そして、ここだけでしか味わえない名物「ルースチャーハン」の存在も見逃せない。この「ルース」とは、「チンジャオロース=青椒肉絲」の「肉絲」のこと。「青椒=チンジャオ」がピーマンなどの青野菜のことで、つまりはそれを省いてチャーハンに添えた一皿が「ルースチャーハン」である。改めて、その調理法を観察してみた。
混雑具合にもよるだろうが、「ルースチャーハン」は2人の料理人のコンビネーションによって生み出されていた。オーダーが入ると一方はルースの調理をスタートし、もう一方はチャーハンをあおりはじめる。

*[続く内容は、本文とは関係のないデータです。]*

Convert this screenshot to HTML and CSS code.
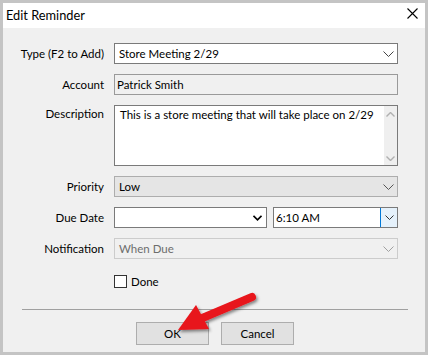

肉とタケノコからなるルースはきわめてシンプルだが、チャーハンも同様。というのも、チャーハンはネギすら入らないガチな卵チャーハンなのだ。そのため、ルックスも地味。渋谷エリアにあふれかえる、フォトジェニックな料理とは比べ物にならない。しかしそのウマさには、圧倒的な説得力がみなぎっている。
あんは清湯(チンタン)スープをベースにした醤油味で、秘伝の調味料と砂糖で甘じょっぱいテイストに。とろみはやや強めになっているのもポイント。チャーハンがラードでコーティングされたパラパラ系のライトタッチなので、この乳化具合が最適なのだ。こうすることで具材と米粒とがつかず離れずで絡み合い、至福のおいしさを生み出すのである。
ちなみに筆者はこれまで、シラフで「ルースチャーハン」を食べたことがなかった。それもあって、なんとなくウマいと錯覚しているのではないかと思っていた。そして今回改めて冷静な脳と舌で味わってみることに。そして瞬時に「錯覚しているのでは」と思った自分を恥じた。やっぱりこれ、ウマいよ!